Spend less time online and more reading. My goal is 30 books this year. There was a time in my life when I conquered that goal of 30 books in 3 or 4 months. But that was a long time ago. I read 21 books in 2010, so I think I might succeed in making 30 this year. This means I need to give more time to that (reading) and less time on the computer. I am tempted to limit myself to twice a day checking of my email and facebook and blog stuff. I'm not sure if I can succeed in that, though. But I do need to cut back on computer time and increase my reading for pleasure time. Because I love love love to read. And I have enjoyed delving back into the book world in 2010, as I have almost doubled the number of books I read in 2010 from 2009. Plus if I manage to read all 30 books to meet my goal, I will have finished most of my "to-read" list :).

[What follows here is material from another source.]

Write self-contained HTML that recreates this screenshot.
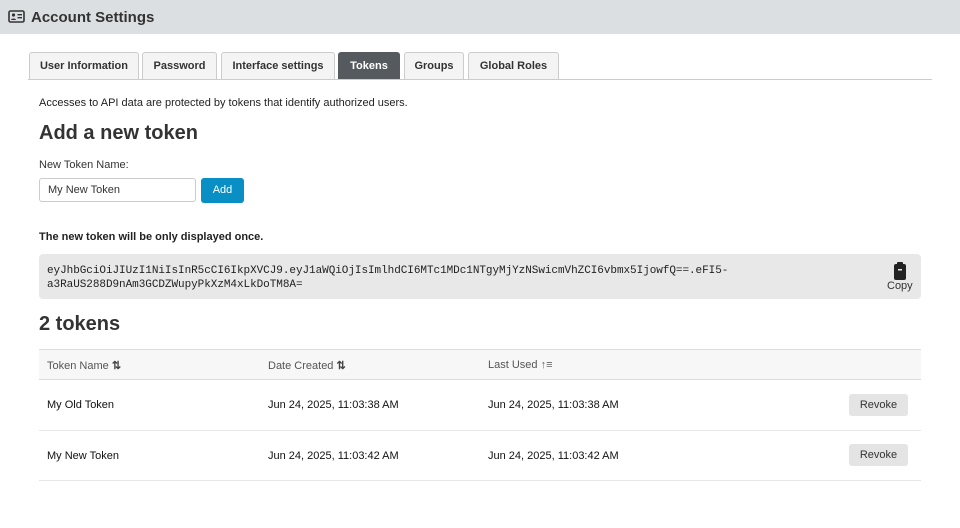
<!DOCTYPE html>
<html><head><meta charset="utf-8"><style>
*{box-sizing:border-box;margin:0;padding:0}
body{width:960px;height:528px;background:#fff;font-family:"Liberation Sans",sans-serif;color:#222;position:relative;overflow:hidden}
.a{position:absolute;white-space:nowrap}
.hdr{left:0;top:0;width:960px;height:34px;background:#dcdfe2}
.tab{top:52px;height:27px;border:1px solid #ccc;border-bottom:none;background:#f4f4f4;border-radius:3px 3px 0 0;font-size:11px;font-weight:bold;text-align:center;line-height:27px;color:#333}
.th{font-size:11px;color:#555;top:359px}
.td{font-size:11px;color:#111}
.rv{left:849px;width:59px;height:22px;background:#e4e4e4;border-radius:3px;font-size:11px;color:#333;text-align:center;line-height:23px}
</style></head><body>
<div class="a hdr"></div>
<svg class="a" style="left:8px;top:10px" width="17" height="13" viewBox="0 0 17 13"><rect x="1" y="1" width="15" height="11" rx="1.5" fill="none" stroke="#333" stroke-width="1.6"/><circle cx="5.5" cy="5" r="1.6" fill="#333"/><path d="M3 10c0-2 5-2 5 0z" fill="#333"/><rect x="9.5" y="4" width="4.5" height="1.4" fill="#333"/><rect x="9.5" y="7" width="4.5" height="1.4" fill="#333"/></svg>
<div class="a" style="left:31px;top:9px;font-size:15px;font-weight:bold;color:#333">Account Settings</div>
<div class="a" style="left:28px;top:79px;width:904px;height:1px;background:#ccc"></div>
<div class="a tab" style="left:29px;width:110px">User Information</div>
<div class="a tab" style="left:142px;width:75px">Password</div>
<div class="a tab" style="left:221px;width:114px">Interface settings</div>
<div class="a tab" style="left:338px;width:62px;background:#555a5e;border-color:#555a5e;color:#fff">Tokens</div>
<div class="a tab" style="left:404px;width:60px">Groups</div>
<div class="a tab" style="left:468px;width:91px">Global Roles</div>
<div class="a" style="left:39px;top:97px;font-size:11px">Accesses to API data are protected by tokens that identify authorized users.</div>
<div class="a" style="left:39px;top:122px;font-size:20px;font-weight:bold;color:#333">Add a new token</div>
<div class="a" style="left:39px;top:159px;font-size:11px;color:#333">New Token Name:</div>
<div class="a" style="left:39px;top:178px;width:157px;height:24px;border:1px solid #ccc;border-radius:3px;font-size:11px;padding-left:8px;line-height:23px;color:#333">My New Token</div>
<div class="a" style="left:201px;top:178px;width:43px;height:25px;background:#0a8fc4;border-radius:3px;color:#fff;font-size:11px;text-align:center;line-height:25px">Add</div>
<div class="a" style="left:39px;top:231px;font-size:11px;font-weight:bold">The new token will be only displayed once.</div>
<div class="a" style="left:39px;top:254px;width:882px;height:45px;background:#e8e8e8;border-radius:4px"></div>
<div class="a" style="left:47px;top:264px;font-family:'Liberation Mono',monospace;font-size:11px;line-height:14px;color:#222;letter-spacing:-0.05px">eyJhbGciOiJIUzI1NiIsInR5cCI6IkpXVCJ9.eyJ1aWQiOjIsImlhdCI6MTc1MDc1NTgyMjYzNSwicmVhZCI6vbmx5IjowfQ==.eFI5-<br>a3RaUS288D9nAm3GCDZWupyPkXzM4xLkDoTM8A=</div>
<svg class="a" style="left:893px;top:262px" width="14" height="18" viewBox="0 0 14 18"><rect x="4" y="0" width="6" height="3" rx="1" fill="#222"/><rect x="1" y="2" width="12" height="16" rx="2" fill="#222"/><rect x="5" y="7" width="4" height="1.5" fill="#e8e8e8"/></svg>
<div class="a" style="left:887px;top:280px;font-size:11px;color:#333">Copy</div>
<div class="a" style="left:39px;top:313px;font-size:20px;font-weight:bold;color:#333">2 tokens</div>
<div class="a" style="left:39px;top:349px;width:882px;height:31px;background:#f7f7f7;border-top:1px solid #ddd;border-bottom:1px solid #ddd"></div>
<div class="a th" style="left:47px">Token Name <b style="color:#444">⇅</b></div>
<div class="a th" style="left:268px">Date Created <b style="color:#444">⇅</b></div>
<div class="a th" style="left:488px">Last Used <span style="color:#666">↑≡</span></div>
<div class="a td" style="left:47px;top:399px">My Old Token</div>
<div class="a td" style="left:268px;top:399px">Jun 24, 2025, 11:03:38 AM</div>
<div class="a td" style="left:488px;top:399px">Jun 24, 2025, 11:03:38 AM</div>
<div class="a rv" style="top:394px">Revoke</div>
<div class="a" style="left:39px;top:430px;width:882px;height:1px;background:#e6e6e6"></div>
<div class="a td" style="left:47px;top:450px">My New Token</div>
<div class="a td" style="left:268px;top:450px">Jun 24, 2025, 11:03:42 AM</div>
<div class="a td" style="left:488px;top:450px">Jun 24, 2025, 11:03:42 AM</div>
<div class="a rv" style="top:444px">Revoke</div>
<div class="a" style="left:39px;top:480px;width:882px;height:1px;background:#e6e6e6"></div>
</body></html>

Some of these are big goals. And so I am hoping to actually implement this year the idea of breaking those goals down by month. And by week if necessary.

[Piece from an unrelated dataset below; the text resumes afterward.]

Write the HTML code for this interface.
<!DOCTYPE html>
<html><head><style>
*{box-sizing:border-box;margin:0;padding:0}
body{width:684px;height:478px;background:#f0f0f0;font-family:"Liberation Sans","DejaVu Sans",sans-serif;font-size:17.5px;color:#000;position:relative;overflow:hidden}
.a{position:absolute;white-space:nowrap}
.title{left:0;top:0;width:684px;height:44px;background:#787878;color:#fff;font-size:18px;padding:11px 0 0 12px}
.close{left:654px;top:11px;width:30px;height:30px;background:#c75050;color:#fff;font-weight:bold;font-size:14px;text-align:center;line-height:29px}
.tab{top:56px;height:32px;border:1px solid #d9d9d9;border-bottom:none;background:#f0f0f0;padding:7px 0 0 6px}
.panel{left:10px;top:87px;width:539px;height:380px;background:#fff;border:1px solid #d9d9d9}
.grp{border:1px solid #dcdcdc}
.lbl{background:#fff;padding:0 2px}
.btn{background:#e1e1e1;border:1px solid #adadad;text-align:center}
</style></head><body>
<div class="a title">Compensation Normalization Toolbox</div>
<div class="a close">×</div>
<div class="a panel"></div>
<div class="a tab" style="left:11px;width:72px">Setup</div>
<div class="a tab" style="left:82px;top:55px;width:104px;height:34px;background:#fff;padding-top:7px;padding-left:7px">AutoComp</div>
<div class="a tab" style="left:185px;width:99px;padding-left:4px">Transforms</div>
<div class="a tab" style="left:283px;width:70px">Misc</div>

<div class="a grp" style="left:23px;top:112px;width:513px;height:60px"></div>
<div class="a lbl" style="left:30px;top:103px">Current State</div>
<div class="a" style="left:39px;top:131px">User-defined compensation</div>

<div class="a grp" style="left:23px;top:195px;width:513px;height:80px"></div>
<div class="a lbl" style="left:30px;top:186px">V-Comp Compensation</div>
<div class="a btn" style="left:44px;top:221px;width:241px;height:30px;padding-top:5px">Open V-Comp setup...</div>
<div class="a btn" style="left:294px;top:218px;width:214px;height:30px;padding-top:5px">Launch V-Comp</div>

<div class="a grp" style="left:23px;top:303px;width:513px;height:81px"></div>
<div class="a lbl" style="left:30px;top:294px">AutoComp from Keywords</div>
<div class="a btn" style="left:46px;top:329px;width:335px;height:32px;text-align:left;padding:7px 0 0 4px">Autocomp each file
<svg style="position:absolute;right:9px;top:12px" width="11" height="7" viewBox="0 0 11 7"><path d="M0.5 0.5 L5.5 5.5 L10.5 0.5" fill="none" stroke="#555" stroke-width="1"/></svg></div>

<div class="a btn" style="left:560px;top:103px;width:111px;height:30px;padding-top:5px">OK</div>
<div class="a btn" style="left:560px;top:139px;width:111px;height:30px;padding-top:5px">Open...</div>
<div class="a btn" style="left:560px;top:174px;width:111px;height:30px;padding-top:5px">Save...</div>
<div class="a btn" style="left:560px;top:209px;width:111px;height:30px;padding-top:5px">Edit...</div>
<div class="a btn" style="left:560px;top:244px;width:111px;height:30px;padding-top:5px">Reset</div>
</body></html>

It feels good to see the things I accomplished in writing. It doesn't feel so good to know that I didn't conquer all my goals. But that's just part of life. And so I start this new year off fresh. I have new goals (some of them are kind of like the old ones), and I try again. But because I succeeded in several areas, I know I have done good things for myself. I know I have improved in at least some areas. And I hope 2011 will allow me to improve in more areas. Because I am quite imperfect. But I can definitely work toward being perfect, even if I never make it in this life.

2 comments:

Heather said...

I too have no idea how much to store when it comes to hygiene items, so I started a list. Everytime I open a new tube of toothpaste or bottle of shampoo, I write it down. This way I'll know how much I need to store. I've divided my food storage into short and long term. Short term (3 months) is made up of stuff I normally eat. Long term (1 year) is made up of grains, dried beans, etc. that I won't use unless I absolutely have to. I used the calculator on providentliving.org to determine how much long term stuff I need. It's not so bad for 1 person, but I'd hate to have to store enough for a family of 6.

jessica said...

Holy Hannah...you had a lot of goals. I can only handle one at a time. You need to give yourself credit.
And I agree about the food storage thing. 3 month day to day stuff and year for the other. It gets tricky collecting everything so I wait for sales...and now I have 10 jars of pink frosting, mayo and ketchup, haha and nothing to eat them with. Don't even get me started on the 25 tubes of toothpaste;) I collect in chunks of like items rather than building a full month supply then 2. Hit those sales girl!